Miller has pitched just once in the postseason, relieving in Game 2 of the NLDS more than three weeks ago and has been eating up a roster spot since. Mujica was the team’s primary closer for most of the year, yet pitched just a single inning in both the NLDS and NLCS, and has yet to appear in the World Series. It’s possible that either or both are injured or just fatigued, and if so, you understand why Matheny prefers to avoid them. But if so, you still can’t quite comprehend why either are still on the roster, because even if alternatives like Sam Freeman or Tyler Lyons or Jake Westbrook are imperfect, they still seem better than going with what is essentially a ten-man pitching staff that doesn’t even have the benefit of the extra bench players such a situation would normally provide.
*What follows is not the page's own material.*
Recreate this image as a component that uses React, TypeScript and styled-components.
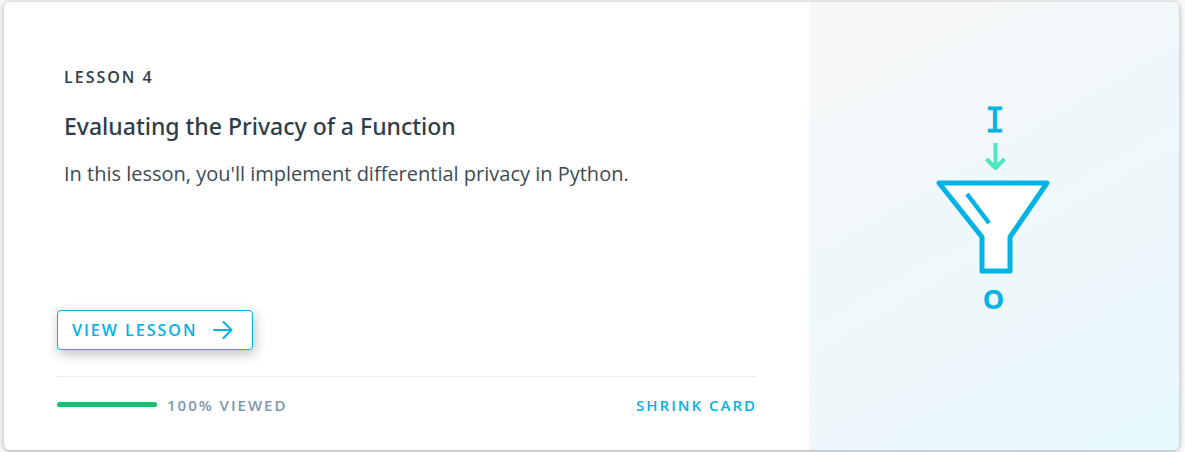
import React from 'react';
import styled, { createGlobalStyle } from 'styled-components';

const GlobalStyle = createGlobalStyle`
  * { box-sizing: border-box; }
  html, body, #root { height: 100%; }
  body {
    margin: 0;
    background: #fafbfc;
    font-family: 'Open Sans', 'Noto Sans', sans-serif;
    color: #2e3d49;
  }
`;

const Page = styled.main`
  display: flex;
  min-height: 100%;
  padding: 2px 6px 2px 4px;
`;

const Card = styled.article`
  display: flex;
  flex: 1;
  min-width: 0;
  border-radius: 6px;
  background: #fff;
  box-shadow: 0 1px 6px rgba(0, 0, 0, 0.35);
`;

const Content = styled.div`
  display: flex;
  flex: 1;
  flex-direction: column;
  min-width: 0;
  padding: 63px 52px 33px 53px;
`;

const Copy = styled.header`
  flex: 1;
  padding-left: 7px;
`;

const Eyebrow = styled.p`
  margin: 0;
  font-size: 16px;
  font-weight: 600;
  line-height: 24px;
  letter-spacing: 2px;
  text-transform: uppercase;
`;

const Title = styled.h2`
  margin: 20px 0 0;
  font-size: 23px;
  font-weight: 500;
  font-family: 'Noto Sans', 'Open Sans', sans-serif;
  line-height: 34px;
`;

const Summary = styled.p`
  margin: 15px 0 0;
  color: #3d4b56;
  font-size: 20px;
  font-weight: 400;
  line-height: 32px;
`;

const ViewButton = styled.button`
  display: flex;
  align-self: flex-start;
  align-items: center;
  gap: 16px;
  height: 40px;
  padding: 0 19px 0 14px;
  border: 1px solid #02b3e4;
  border-radius: 4px;
  background: #fff;
  box-shadow: 2px 4px 12px rgba(0, 0, 0, 0.25);
  color: #02b3e4;
  font: 600 16px/24px 'Open Sans', 'Noto Sans', sans-serif;
  letter-spacing: 2px;
  text-transform: uppercase;
  white-space: nowrap;
  cursor: pointer;
`;

const Footer = styled.footer`
  display: flex;
  align-items: center;
  justify-content: space-between;
  margin-top: 26px;
  padding-top: 16px;
  border-top: 1px solid #e9eef2;
  font-size: 15px;
  font-weight: 600;
  line-height: 24px;
`;

const Viewed = styled.div`
  display: flex;
  align-items: center;
  gap: 10px;
  color: #7d97ad;
  letter-spacing: 2px;
`;

const Track = styled.div`
  width: 100px;
  height: 5px;
  margin-bottom: 1px;
  border-radius: 3px;
  background: #dbe2e8;
`;

const Fill = styled.div`
  height: 100%;
  border-radius: inherit;
  background: #15c26b;
`;

const ShrinkButton = styled.button`
  padding: 0;
  border: 0;
  background: none;
  color: #02b3e4;
  font: inherit;
  letter-spacing: 2px;
  text-transform: uppercase;
  cursor: pointer;
`;

const Artwork = styled.div`
  display: flex;
  flex: 0 0 370px;
  align-items: flex-start;
  justify-content: center;
  padding-top: 98px;
  border-radius: 0 6px 6px 0;
  background: linear-gradient(150deg, #f8f7f7 0%, #f1f7fa 35%, #edf8fb 65%, #e8faff 100%);
`;

const ArrowIcon = () => (
  <svg width="20" height="18" viewBox="0 0 20 18" fill="none" stroke="currentColor" strokeWidth="2" strokeLinecap="round" strokeLinejoin="round" aria-hidden="true">
    <path d="M1 9H18M10.500 1L18.500 9L10.500 17" />
  </svg>
);

const FunnelArt = () => (
  <svg width="120" height="220" viewBox="0 0 120 220" role="img" aria-label="Input passing through a funnel to output">
    <text x="61" y="32" textAnchor="middle" fontFamily="'DejaVu Sans Mono', monospace" fontSize="33" fill="#02b3e4" stroke="#02b3e4" strokeWidth="0.800">I</text>
    <path d="M61.500 43V67M52.500 59L61.500 68L70.500 59" fill="none" stroke="#52e5c2" strokeWidth="4" strokeLinejoin="round" />
    <path d="M5 83H113L76 137V171H48V137Z" fill="#fff" stroke="#02b3e4" strokeWidth="5" strokeLinejoin="round" />
    <path d="M33 94L55 123" fill="none" stroke="#02b3e4" strokeWidth="4.500" />
    <text x="59.500" y="208.500" textAnchor="middle" fontFamily="'Noto Sans', sans-serif" fontWeight="700" fontSize="27" fill="#02b3e4">O</text>
  </svg>
);

export default function App() {
  const percent = 100;
  return (
    <>
      <GlobalStyle />
      <Page>
        <Card>
          <Content>
            <Copy>
              <Eyebrow>Lesson 4</Eyebrow>
              <Title>Evaluating the Privacy of a Function</Title>
              <Summary>In this lesson, you'll implement differential privacy in Python.</Summary>
            </Copy>
            <ViewButton type="button">
              View Lesson
              <ArrowIcon />
            </ViewButton>
            <Footer>
              <Viewed>
                <Track role="progressbar" aria-label="Lesson viewed" aria-valuenow={percent} aria-valuemin={0} aria-valuemax={100}>
                  <Fill style={{ width: `${percent}%` }} />
                </Track>
                <span>{percent}% VIEWED</span>
              </Viewed>
              <ShrinkButton type="button">Shrink Card</ShrinkButton>
            </Footer>
          </Content>
          <Artwork>
            <FunnelArt />
          </Artwork>
        </Card>
      </Page>
    </>
  );
}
Matheny had used five pitchers to back up Kelly in Game 3, and knew that Monday would bring a Game 5 without the benefit of a day off, so perhaps not putting himself at a disadvantage behind Adam Wainwright tonight by pulling Lynn too early on Sunday night was at the forefront of his mind. Whether or not that risk takes precedence over the incredibly high likelihood that he was hurting himself in the game at hand is up for debate, but the fact that he’s trying to win a World Series with a 22.5-man roster (giving Allen Craig a half here, and that’s generously counting Peter Kozma as a full player) isn’t. Matheny, obviously, is a flawed manager in the perception of many, but you do wonder what his decision making might have been had he be given a full staff to work with.